TBH this is not a heavily redesigned version. There were two parts to the original patch:

1. Replacing 8-byte xl_prev with 2-byte xl_walid in order to reduce the size of the WAL record header
2. Changing XLogCtlInsert.CurrBytePos to use atomic operations in order to reduce the spinlock contention.

Most people expressed concerns regarding 1, but there were none regarding 2. Now it's possible that the entire attention got diverted to 1 and nobody really studied 2 in detail. Or may be 2 is mostly non-contentious, given the results of micro benchmarks.

So what I've done in v2 is to just deal with part 2 i.e. replace access to CurrBytePos with atomic operations, based on the following suggestion by Simon.

On 2/1/18 19:21, Simon Riggs wrote:
> If we really can't persuade you of that, it doesn't sink the patch. We
> can have the WAL pointer itself - it wouldn't save space but it would
> at least alleviate the spinlock.

This gives us the same level of guarantee that xl_prev used to offer, yet help us use atomic operations. I'll be happy if we can look at that particular change and see if there are any holes there.

Thanks,
Pavan

--
 Pavan Deolasee                   http://www.2ndQuadrant.com/
 PostgreSQL Development, 24x7 Support, Training & Services
On 24 March 2018 at 12:19, Robert Haas <robertmhaas@gmail.com> wrote:
> On Sat, Mar 24, 2018 at 8:11 AM, Simon Riggs <simon@2ndquadrant.com> wrote:
>> On 24 March 2018 at 11:58, Robert Haas <robertmhaas@gmail.com> wrote:
>>> On Sat, Mar 24, 2018 at 7:42 AM, Simon Riggs <simon@2ndquadrant.com> wrote:
>>>> I suggest we focus on the engineering. I've not discussed this patch
>>>> with Pavan offline.
>>>
>>> Well then proposing to commit moments after it's been posted is
>>> ridiculous.  That's exactly the opposite of "focusing on the
>>> engineering".
>>>
>>> This is a patch about which multiple people have expressed concerns.
>>> You're trying to jam a heavily redesigned version in at the last
>>> minute without adequate review.  Please don't do that.
>>
>> All presumption on your part. Don't tell me what I think and then diss
>> me for that.
>
> It is of course true that I can't know your internal mental state with
> certainty, but I don't think it is presumptuous to suppose that a
> person who says they're going to commit a patch that hasn't been
> reviewed intends to commit a patch that hasn't been reviewed.

It seems you really are more intent on talking about my actions than
on discussing the patch.

Probably would have been better to read what I've actually said beforehand.

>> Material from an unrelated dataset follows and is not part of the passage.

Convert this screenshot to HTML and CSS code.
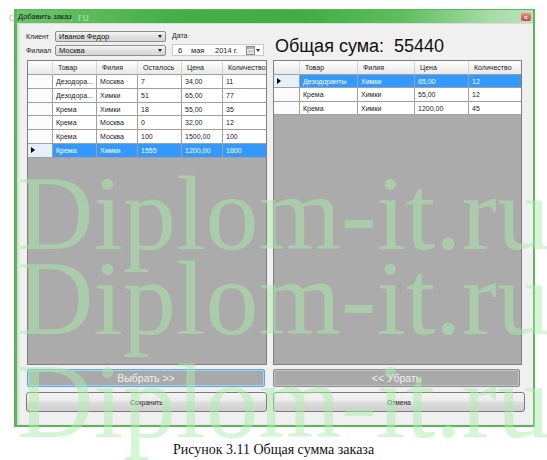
FILE: index.html
```html
<!DOCTYPE html>
<html>
<head>
<meta charset="utf-8">
<link rel="stylesheet" href="styles.css">
</head>
<body>
<div class="page">
  <div class="window">
    <div class="titlebar">
      <span class="title">Добавить заказ</span>
      <span class="close">x</span>
    </div>
    <div class="body">
      <div class="top-left">
        <span class="lbl lbl-client">Клиент</span>
        <div class="combo combo-client"><span>Иванов Федор</span><span class="arrow"></span></div>
        <span class="lbl lbl-date">Дата</span>
        <span class="lbl lbl-branch">Филиал</span>
        <div class="combo combo-branch"><span>Москва</span><span class="arrow"></span></div>
        <div class="date">
          <span class="d-day">6</span>
          <span class="d-month">мая</span>
          <span class="d-year">2014 г.</span>
          <svg class="cal" width="9" height="9" viewBox="0 0 9 9"><rect x="0.5" y="0.5" width="8" height="8" fill="#e8e8e8" stroke="#8a8a8a"/><rect x="1" y="1" width="7" height="2" fill="#9fb4cc"/><rect x="2" y="4" width="5" height="3" fill="#cfcfcf"/></svg>
          <span class="d-arrow"></span>
        </div>
      </div>
      <div class="top-right">Общая сума:&nbsp; 55440</div>

      <div class="dgrid dgrid-left">
        <div class="row head">
          <div class="c rh"></div><div class="c">Товар</div><div class="c">Филия</div><div class="c">Осталось</div><div class="c">Цена</div><div class="c">Количество</div>
        </div>
        <div class="row"><div class="c rh"></div><div class="c">Дезодора...</div><div class="c">Москва</div><div class="c">7</div><div class="c">34,00</div><div class="c">11</div></div>
        <div class="row"><div class="c rh"></div><div class="c">Дезодора...</div><div class="c">Химки</div><div class="c">51</div><div class="c">65,00</div><div class="c">77</div></div>
        <div class="row"><div class="c rh"></div><div class="c">Крема</div><div class="c">Химки</div><div class="c">18</div><div class="c">55,00</div><div class="c">35</div></div>
        <div class="row"><div class="c rh"></div><div class="c">Крема</div><div class="c">Москва</div><div class="c">0</div><div class="c">32,00</div><div class="c">12</div></div>
        <div class="row"><div class="c rh"></div><div class="c">Крема</div><div class="c">Москва</div><div class="c">100</div><div class="c">1500,00</div><div class="c">100</div></div>
        <div class="row sel"><div class="c rh"><span class="tri"></span></div><div class="c">Крема</div><div class="c">Химки</div><div class="c">1555</div><div class="c">1200,00</div><div class="c">1600</div></div>
      </div>

      <div class="dgrid dgrid-right">
        <div class="row head">
          <div class="c rh"></div><div class="c">Товар</div><div class="c">Филия</div><div class="c">Цена</div><div class="c">Количество</div>
        </div>
        <div class="row sel"><div class="c rh"><span class="tri"></span></div><div class="c">Дезодоранты</div><div class="c">Химки</div><div class="c">65,00</div><div class="c">12</div></div>
        <div class="row"><div class="c rh"></div><div class="c">Крема</div><div class="c">Химки</div><div class="c">55,00</div><div class="c">12</div></div>
        <div class="row"><div class="c rh"></div><div class="c">Крема</div><div class="c">Химки</div><div class="c">1200,00</div><div class="c">45</div></div>
      </div>

      <div class="btn big focus">Выбрать &gt;&gt;</div>
      <div class="btn big">&lt;&lt; Убрать</div>
      <div class="btn std save">Сохранить</div>
      <div class="btn std cancel">Отмена</div>
    </div>
  </div>
  <div class="caption">Рисунок 3.11 Общая сумма заказа</div>

  <div class="wm-small wm-c">с</div>
  <div class="wm-small wm-ru">. ru</div>
  <div class="wm wm1">Diplom-it.ru</div>
  <div class="wm wm2">Diplom-it.ru</div>
  <div class="wm wm3">Diplom-it.ru</div>
</div>
</body>
</html>
```

FILE: styles.css
```css
* { box-sizing: border-box; }
html, body { margin: 0; padding: 0; background: #fff; }
body { width: 547px; height: 460px; overflow: hidden; font-family: "Liberation Sans", Arial, sans-serif; }

.page {
  position: relative;
  width: 547px;
  height: 460px;
  padding: 9px 0 0 14px;
}

.window {
  width: 521px;
  height: 418px;
  border: 2px solid #5cb55c;
  border-left-width: 3px;
  border-top-width: 1px;
  background: #f0f0f0;
  display: flex;
  flex-direction: column;
  box-shadow: inset 2px 0 2px rgba(120, 200, 120, 0.35);
}

.titlebar {
  height: 13px;
  background: linear-gradient(90deg, #6cc56c 0%, #45b045 30%, #3fae3f 55%, #5fbf5f 75%, #a8dca8 92%, #b8e2b8 100%);
  display: flex;
  align-items: center;
  justify-content: space-between;
  padding: 0 2px 0 1px;
}
.title { font-size: 7.5px; color: #111; }
.close {
  width: 10px;
  height: 8px;
  border-radius: 2px;
  background: linear-gradient(#e89080, #c84a3a);
  color: #fff;
  font-size: 6px;
  line-height: 8px;
  text-align: center;
  font-weight: bold;
}

.body {
  flex: 1;
  display: grid;
  grid-template-columns: 241px 250px;
  grid-template-rows: 33px 305px 18px 20px;
  column-gap: 5px;
  padding: 3px 0 0 9px;
  border-top: 1px solid #dcdcdc;
}

.top-left {
  display: grid;
  grid-template-columns: 29px 111px 6px 92px;
  grid-template-rows: 11px 11px;
  row-gap: 3px;
  padding-top: 4px;
  font-size: 7px;
  color: #222;
}
.lbl { line-height: 11px; }
.lbl-client { grid-column: 1; grid-row: 1; }
.combo-client { grid-column: 2; grid-row: 1; }
.lbl-date { grid-column: 4; grid-row: 1; padding-left: 0; line-height: 10px; }
.lbl-branch { grid-column: 1; grid-row: 2; }
.combo-branch { grid-column: 2; grid-row: 2; }
.date { grid-column: 4; grid-row: 2; }

.combo {
  border: 1px solid #8e8f8f;
  border-radius: 2px;
  background: linear-gradient(#f6f6f6, #e0e0e0 50%, #d6d6d6);
  display: flex;
  align-items: center;
  justify-content: space-between;
  padding: 0 3px 0 3px;
  font-size: 7.5px;
  color: #111;
}
.arrow {
  width: 0;
  height: 0;
  border-left: 2.5px solid transparent;
  border-right: 2.5px solid transparent;
  border-top: 3px solid #222;
}

.date {
  background: #fff;
  border: 1px solid #c8cacd;
  display: flex;
  align-items: center;
  padding-left: 5px;
  font-size: 7.5px;
  color: #222;
  margin-top: -1px;
  height: 12px;
}
.d-day { width: 13px; }
.d-month { width: 24px; }
.d-year { width: 31px; }
.cal { margin-right: 1px; }
.d-arrow {
  width: 0;
  height: 0;
  border-left: 2px solid transparent;
  border-right: 2px solid transparent;
  border-top: 3px solid #333;
}

.top-right {
  font-family: "Liberation Sans", Arial, sans-serif;
  font-size: 18px;
  line-height: 20px;
  color: #111;
  padding: 9px 0 0 3px;
  white-space: nowrap;
}

.dgrid {
  border: 1px solid #7f7f7f;
  background: #ababab;
  overflow: hidden;
  font-size: 7px;
  color: #222;
}
.dgrid-left { margin-left: 1px; }
.dgrid-right { margin-left: 1px; }
.row { display: grid; height: 13.8px; }
.dgrid-left .row { grid-template-columns: 25px 44px 41px 44px 41px 46px; }
.dgrid-right .row { grid-template-columns: 26px 58px 57px 54px 54px; height: 13.3px; }
.row.head { height: 14px; }
.c {
  background: #fff;
  border-right: 1px solid #a0a0a0;
  border-bottom: 1px solid #a0a0a0;
  padding-left: 3px;
  line-height: 13px;
  white-space: nowrap;
  overflow: hidden;
}
.head .c {
  background: linear-gradient(#ffffff, #f3f3f3 50%, #e9e9e9);
  border-right: 1px solid #d5d5d5;
  border-bottom: 1px solid #a0a0a0;
  padding-left: 5px;
}
.rh { background: #fbfbfb; position: relative; }
.sel .c { background: #3399ff; color: #fff; }
.sel .c.rh { background: #e6f0fb; }
.tri {
  position: absolute;
  left: 3px;
  top: 3px;
  width: 0;
  height: 0;
  border-top: 3px solid transparent;
  border-bottom: 3px solid transparent;
  border-left: 4px solid #000;
}

.btn {
  display: flex;
  align-items: center;
  justify-content: center;
  color: #fff;
}
.btn.big {
  margin: 4px 2px -4px 1px;
  background: #a9a9a9;
  border: 1px solid #8c8c8c;
  border-radius: 2px;
  box-shadow: inset 0 0 0 1px #c4c4c4;
  font-size: 10.5px;
  color: #f2f2f2;
}
.btn.big.focus {
  border-color: #5aa8e0;
  box-shadow: inset 0 0 0 1px #a8d4f4;
}
.btn.std {
  margin: 9px 0 -9px 0;
  border: 1px solid #7a7a7a;
  border-radius: 3px;
  background: linear-gradient(#f4f4f4, #ebebeb 45%, #dddddd 50%, #d0d0d0);
  font-size: 6.5px;
  color: #222;
}
.btn.std.cancel { margin-right: -3px; margin-left: 1px; }

.caption {
  margin: 15px 0 0 -14px;
  text-align: center;
  font-family: "Liberation Serif", "Times New Roman", serif;
  font-size: 14px;
  line-height: 16px;
  color: #111;
}

.wm {
  position: absolute;
  left: 17px;
  font-family: "Liberation Serif", "Times New Roman", serif;
  font-size: 106px;
  line-height: 106px;
  white-space: nowrap;
  color: rgb(170, 238, 170);
  opacity: 0.5;
  pointer-events: none;
}
.wm1 { top: 161px; }
.wm2 { top: 246px; }
.wm3 { top: 349px; }

.wm-small {
  position: absolute;
  font-family: "Liberation Sans", Arial, sans-serif;
  font-size: 11px;
  line-height: 12px;
  top: 11px;
}
.wm-c { left: 9px; color: #e8b0b0; }
.wm-ru { left: 70px; color: #a8e0a8; letter-spacing: 1px; }
```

If you have anything further to say, make it a formal complaint
offlist so we can discuss engineering here.

-- 
Simon Riggs                http://www.2ndQuadrant.com/
PostgreSQL Development, 24x7 Support, Remote DBA, Training & Services


Re: Changing WAL Header to reduce contention duringReserveXLogInsertLocation()

From
Michael Paquier
Date:
On Sat, Mar 24, 2018 at 12:37:21PM +0000, Simon Riggs wrote:
> If you have anything further to say, make it a formal complaint
> offlist so we can discuss engineering here.

Commit fest operations and patch reviews concern the community.  There
is always something to learn for other people following the mailing
lists if a patch is thought to be handled incorrectly, so as the same
kind of errors are less repeated in the future.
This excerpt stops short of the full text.